Negara RI sebagai Negara kepulauan dengan cirri Nusantara memerlukan dukungan prasarana berbasis teknologi sekalipun memiliki cirri-ciri umum sebagai man-made system, menuntut spesifikasi yang khas. Karena operational requirements yang khas ini, diusulkan kluster teknologi yang baru, sebut saja teknologi kepulauan. Teknologi kepulauan merupakan interseksi antara teknologi kelautan/maritime dengan teknologi benua. Pulau, terutama pulau kecil sekalipun menyediakan ruang yang readily habitable, namun daya dukung lingkungannya terbatas. Tuntutan (requirement) self sustainability tetap tinggi namun tidak setinggi system-sistem kelautan, namun lebih tinggi daripada system-sistem benua/darat.

Kapal dan pesawat terbang kecil merupakan dua jenis teknologi kepulauan yang diperlukan untuk mendukung akses yang berkelanjutan bagi pulau-pulau kecil dengan daya dukung lingkungan yang terbatas. Persoalannya adalah pada peningkatan frekuensi kunjungan, kenyamanan dan keamanan/keselamatan terutama untuk angkutan penumpang, baik untuk penduduk maupun wisatawan.

Pulau-pulau kecil dengan daya dukung lingkungan yang terbatas juga tidak mungkin dibebani dengan fasilitas dermaga yang berat. Yang dibutuhkan adalah fasilitas dermaga sederhana yang murah dan fleksibel. Dermaga untuk pulau-pulau kecil ini akan menjadi platform transisi dari kondisi water-borne ke land-borne yang efisien.

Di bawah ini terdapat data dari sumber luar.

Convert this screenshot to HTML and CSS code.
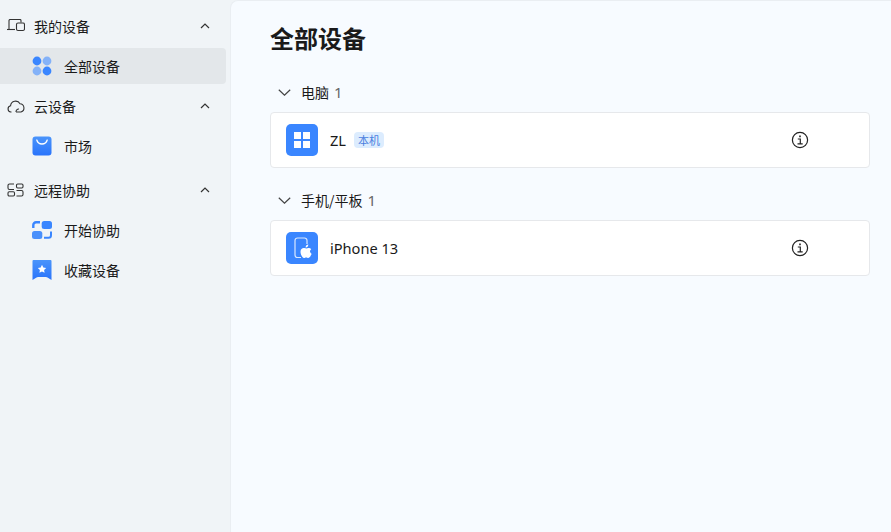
FILE: index.html
```html
<!DOCTYPE html>
<html lang="zh">
<head>
<meta charset="utf-8">
<title>全部设备</title>
<link rel="stylesheet" href="styles.css">
</head>
<body>
<div class="app">
  <aside class="sidebar">
    <div class="group">
      <div class="group-head">
        <svg class="gi" viewBox="0 0 18 14" fill="none" stroke="#333" stroke-width="1.1"><path d="M2 10V1.500a1 1 0 0 1 1-1h10a1 1 0 0 1 1 1V3.500"/><path d="M0 10.500H8"/><rect x="9.500" y="4" width="8" height="7.500" rx="1.500"/></svg>
        <span class="label">我的设备</span>
        <svg class="chev" viewBox="0 0 10 6" fill="none" stroke="#333" stroke-width="1.2"><path d="M1 5l4-4 4 4"/></svg>
      </div>
      <div class="item active">
        <svg class="ii" viewBox="0 0 20 20"><circle cx="5" cy="5" r="4.4" fill="#3a86ff"/><circle cx="15" cy="5" r="4.4" fill="#84b2f8"/><circle cx="5" cy="15" r="4.4" fill="#84b2f8"/><circle cx="15" cy="15" r="4.4" fill="#3a86ff"/></svg>
        <span class="label">全部设备</span>
      </div>
    </div>
    <div class="group">
      <div class="group-head">
        <svg class="gi" viewBox="0 0 18 14" fill="none" stroke="#333" stroke-width="1.1"><path d="M4.500 13H3.800A3.200 3.200 0 0 1 3.600 6.700 5 5 0 0 1 13 4.800a4.200 4.200 0 0 1 1 8.200H9"/><path d="M9 13a2.700 2.700 0 0 1 3-3"/></svg>
        <span class="label">云设备</span>
        <svg class="chev" viewBox="0 0 10 6" fill="none" stroke="#333" stroke-width="1.2"><path d="M1 5l4-4 4 4"/></svg>
      </div>
      <div class="item">
        <svg class="ii" viewBox="0 0 20 20"><defs><linearGradient id="g1" x1="0" y1="0" x2="0" y2="1"><stop offset="0" stop-color="#4a94fb"/><stop offset="1" stop-color="#2a74fb"/></linearGradient></defs><rect x=".5" y=".5" width="19" height="19" rx="3" fill="url(#g1)"/><path d="M4.800 4c.8 2.800 2.800 4 5.200 4s4.400-1.200 5.200-4" fill="none" stroke="#fff" stroke-width="1.300" stroke-linecap="round"/></svg>
        <span class="label">市场</span>
      </div>
    </div>
    <div class="group last">
      <div class="group-head">
        <svg class="gi" viewBox="0 0 18 14" fill="none" stroke="#333" stroke-width="1.1"><path d="M7 6.500H2.500A1.500 1.500 0 0 1 1 5V2.500A1.500 1.500 0 0 1 2.500 1H7"/><rect x="9.500" y="1" width="6.500" height="4" rx="1.200"/><rect x="1" y="8.800" width="6.500" height="4.200" rx="1.200"/><path d="M9.500 13h5a1.500 1.500 0 0 0 1.500-1.500V9A1.500 1.500 0 0 0 14.500 7.500H9.500"/></svg>
        <span class="label">远程协助</span>
        <svg class="chev" viewBox="0 0 10 6" fill="none" stroke="#333" stroke-width="1.2"><path d="M1 5l4-4 4 4"/></svg>
      </div>
      <div class="item">
        <svg class="ii" viewBox="0 0 20 18"><path d="M8 1.300H4A2.700 2.700 0 0 0 1.300 4v3" fill="none" stroke="#3a86ff" stroke-width="2.400"/><rect x="9.700" y="0" width="10.300" height="8" rx="2.500" fill="#3a86ff"/><rect x="0" y="10" width="10.300" height="8" rx="2.500" fill="#4a90fb"/><path d="M12 16.800h4.500a2.500 2.500 0 0 0 2.500-2.500V10.500" fill="none" stroke="#3a86ff" stroke-width="2"/></svg>
        <span class="label">开始协助</span>
      </div>
      <div class="item">
        <svg class="ii" viewBox="0 0 20 20"><defs><linearGradient id="g2" x1="0" y1="0" x2="0" y2="1"><stop offset="0" stop-color="#4a94fb"/><stop offset="1" stop-color="#2a74fb"/></linearGradient></defs><path d="M1.500 0h17a1 1 0 0 1 1 1v19l-4-2.500a3 3 0 0 0-1.500-.5H6a3 3 0 0 0-1.500.5L.5 20V1a1 1 0 0 1 1-1z" fill="url(#g2)"/><path d="M10 4.800l1.300 2.700 2.900.4-2.100 2 .5 2.900-2.600-1.400-2.600 1.400.5-2.900-2.100-2 2.900-.4z" fill="#fff"/></svg>
        <span class="label">收藏设备</span>
      </div>
    </div>
  </aside>
  <main class="main">
    <h1 class="title">全部设备</h1>
    <section class="section">
      <div class="sec-head">
        <svg class="sec-chev" viewBox="0 0 13 7" fill="none" stroke="#444" stroke-width="1.200"><path d="M.8.8l5.700 5.400L12.200.8"/></svg>
        <span class="sec-name">电脑</span><span class="count">1</span>
      </div>
      <div class="card">
        <svg class="dev" viewBox="0 0 32 32"><rect width="32" height="32" rx="5" fill="#3a86ff"/><path d="M8 8h7v7H8zM17 8h7v7h-7zM8 17h7v7H8zM17 17h7v7h-7z" fill="#fff"/></svg>
        <span class="dev-name">ZL</span>
        <span class="tag">本机</span>
        <svg class="info" viewBox="0 0 18 18" fill="none" stroke="#222" stroke-width="1.200"><circle cx="9" cy="9" r="7.600"/><path d="M6.800 8h2.500v4.500M6.500 12.800h5.200"/><path d="M9 4.600v1.600" stroke-width="1.600"/></svg>
      </div>
    </section>
    <section class="section">
      <div class="sec-head">
        <svg class="sec-chev" viewBox="0 0 13 7" fill="none" stroke="#444" stroke-width="1.200"><path d="M.8.8l5.700 5.400L12.200.8"/></svg>
        <span class="sec-name">手机/平板</span><span class="count">1</span>
      </div>
      <div class="card">
        <svg class="dev" viewBox="0 0 32 32"><rect width="32" height="32" rx="5" fill="#3a86ff"/><path d="M15 25.500h-3.500A2.500 2.500 0 0 1 9 23V8.500A2.500 2.500 0 0 1 11.500 6h7A2.500 2.500 0 0 1 21 8.500V12" fill="none" stroke="#fff" stroke-opacity=".8" stroke-width="1.200"/><path transform="translate(-2.500 0)" d="M20.700 16c1 0 1.700.5 2.300.5.500 0 1.300-.6 2.500-.5.900.1 1.700.5 2.200 1.200-1.800 1.200-1.500 3.700.4 4.500-.6 1.800-1.900 4.300-3.300 4.300-.8 0-1.200-.5-2.100-.5-1 0-1.400.5-2.100.5-1.700 0-3.600-3.600-3.600-6.300 0-2.400 1.600-3.700 3.300-3.700zM24.800 12.500c.1 1.500-1.200 3-2.600 2.900-.2-1.500 1.200-2.900 2.600-2.900z" fill="#fff"/></svg>
        <span class="dev-name">iPhone 13</span>
        <svg class="info" viewBox="0 0 18 18" fill="none" stroke="#222" stroke-width="1.200"><circle cx="9" cy="9" r="7.600"/><path d="M6.800 8h2.500v4.500M6.500 12.800h5.200"/><path d="M9 4.600v1.600" stroke-width="1.600"/></svg>
      </div>
    </section>
  </main>
</div>
</body>
</html>
```
FILE: styles.css
```css
* { box-sizing: border-box; }
html, body { margin: 0; height: 100%; overflow: hidden; }
body {
  font-family: "Noto Sans", "Noto Sans CJK SC", sans-serif;
  font-size: 14px;
  color: #1a1a1a;
  background: #f0f4f7;
}
.app { display: flex; height: 532px; }
.sidebar {
  width: 230px;
  flex: none;
  padding-top: 7px;
  padding-right: 4px;
}
.group { display: flex; flex-direction: column; }
.group.last { margin-top: 4px; }
.group-head {
  height: 40px;
  display: flex;
  align-items: center;
  padding: 0 16px 2px 7px;
}
.gi { width: 18px; height: 14px; flex: none; margin-right: 9px; }
.group-head .label { flex: 1; }
.label { font-family: "Noto Sans CJK SC", sans-serif; line-height: 20px; }
.chev { width: 10px; height: 6px; flex: none; }
.item {
  height: 40px;
  display: flex;
  align-items: center;
  padding: 0 0 2px 32px;
}
.item.active {
  height: 36px;
  margin: 1px 0 3px;
  padding-bottom: 0;
  background: #e3e7ea;
  border-radius: 0 4px 4px 0;
}
.ii { width: 20px; height: 20px; flex: none; margin-right: 12px; }
.main {
  flex: 1;
  min-width: 0;
  background: #f7fbff;
  border: 1px solid #eaeef2;
  border-right: 0;
  border-bottom: 0;
  border-top-left-radius: 8px;
  padding: 20px 21px 0 39px;
}
.title {
  margin: 0 0 19px;
  font-family: "Noto Sans CJK SC", sans-serif;
  font-size: 24px;
  font-weight: 700;
  line-height: 34px;
  color: #1a1a1a;
}
.section { margin-bottom: 14px; }
.sec-head {
  height: 38px;
  display: flex;
  align-items: center;
  padding: 0 0 2px 8px;
}
.sec-chev { width: 13px; height: 7px; flex: none; margin-right: 10px; }
.sec-name { font-family: "Noto Sans CJK SC", sans-serif; line-height: 20px; }
.count { margin-left: 5px; color: #666; font-size: 15px; }
.card {
  height: 56px;
  display: flex;
  align-items: center;
  position: relative;
  background: #fff;
  border: 1px solid #e6e8eb;
  border-radius: 4px;
  padding-left: 15px;
}
.dev { width: 32px; height: 32px; flex: none; margin-right: 12px; }
.dev-name { font-size: 14.6px; color: #1a1a1a; }
.tag {
  margin-left: 8px;
  height: 16px;
  padding: 0 4px;
  border-radius: 4px;
  background: #dcecfe;
  color: #4a7fe0;
  font-family: "Noto Sans CJK SC", sans-serif;
  font-size: 11px;
  line-height: 16px;
}
.info { width: 18px; height: 18px; position: absolute; left: 520px; top: 18px; }
```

Pulau-pulau kecil juga memerlukan pasokan energi terbarukan dan produksi air bersih. Teknologi kepulauan mencakup beragam teknologi konversi energi yang diperlukan untuk mendukung kegiatan di pulau-pulau kecil terutama yang berbasis jasa lingkungan laut seperti wisata bahari.

Pendekatan perikanan dan teknologi kelautan yang digunakan sejauhini terbukti tidak memadai. Teknologi kepulauan juga mensyaratkan dukungan pendekatan lintas disiplin yang lebih baik, termasuk pendekatan ekonomi, sosiologi dan politik yang sesuai dengan taqdir alamiah Nusantara sebagai negeri kepulauan. Studi-studi ekonomi, sosiologi dan politik kepulauan perlu dikembangkan.


Penutup

Kebangkitan Indonesia sebagai satu dari 7 raksasa ekonomi (BRICS++) dunia pada tahun 2050-an sebagaimana diramalkan oleh Goldman Sachs memerlukan syarat-syarat yang harus dipenuhi. Penulis berpendapat, krisi global saat ini merupakan indikasi kuat bahwa bangsa Indonesia perlu melakukan perubahan-perubahan pada pendekatan dan cara pembangunannya. Krisi ini harus dimanfaatkan untuk melakukan konsolidasi internal agar dampak krisis global ini bias diminimalkan atau bahkan dipakai sebagai peluang untuk mengejar ketertinggalan dari Brazil, Rusia, India dan Cina dan kebnagkitan Indonesia sebagai kekuatan maritime global di tengah-tengah a post American World.

Konsolidasi internal akan terjadi sebagian melalui pemilihan anggota DPR dan presiden dalam tahun 2009 ini. Perubahan-perubahan kepemimpinan nasional perlu didorong agar juga mencakup dan membuahkan reorientasi pembangunan nasional yang lebih memanfaatkan sumberdaya kelautan dan kepulauan sebagai sumber-sumber pertumbuhan pembangunan baru, sekaligus mendorong penyebaran prakarsa penciptaan nilai tambah, memperkuat pasar dalam negeri dan sekaligus meningkatkan kohesivitas nasional.

Konsolidasi nasional ini dapat diwujudkan melalui kebijakan industri yang lebih kuat yang ditujukan untuk membangun basis manufaktur nasional yang kuat, terutama basis industri transportasi maritime. Pembangunan industri nasional ini merupakan bagian tak terpisahkan dalam upaya penguasaan teknologi yang penting dalam rangka membangun ketahanan nasional.

Oleh karena itu diusulkan agar pembelanjaan pemerintah diarahkan untuk membangun industri yang membangun infrastruktur transportasi nasional yang akan mendorong kebangkitan industri nasional, terutama industri teknologi kepulauan. Melalui kebijakan ristek dan Dikti yang terpadu dan berorientasi mutu dan berwawasan wirausaha, upaya kebangkitan industri nasional ini dapat didukung melalui pengembangan pendidikan tinggi dan penelitian teknologi kepulauan ini yang memadukan pendekatan ilmu ekonomi, sosiologi dan politik.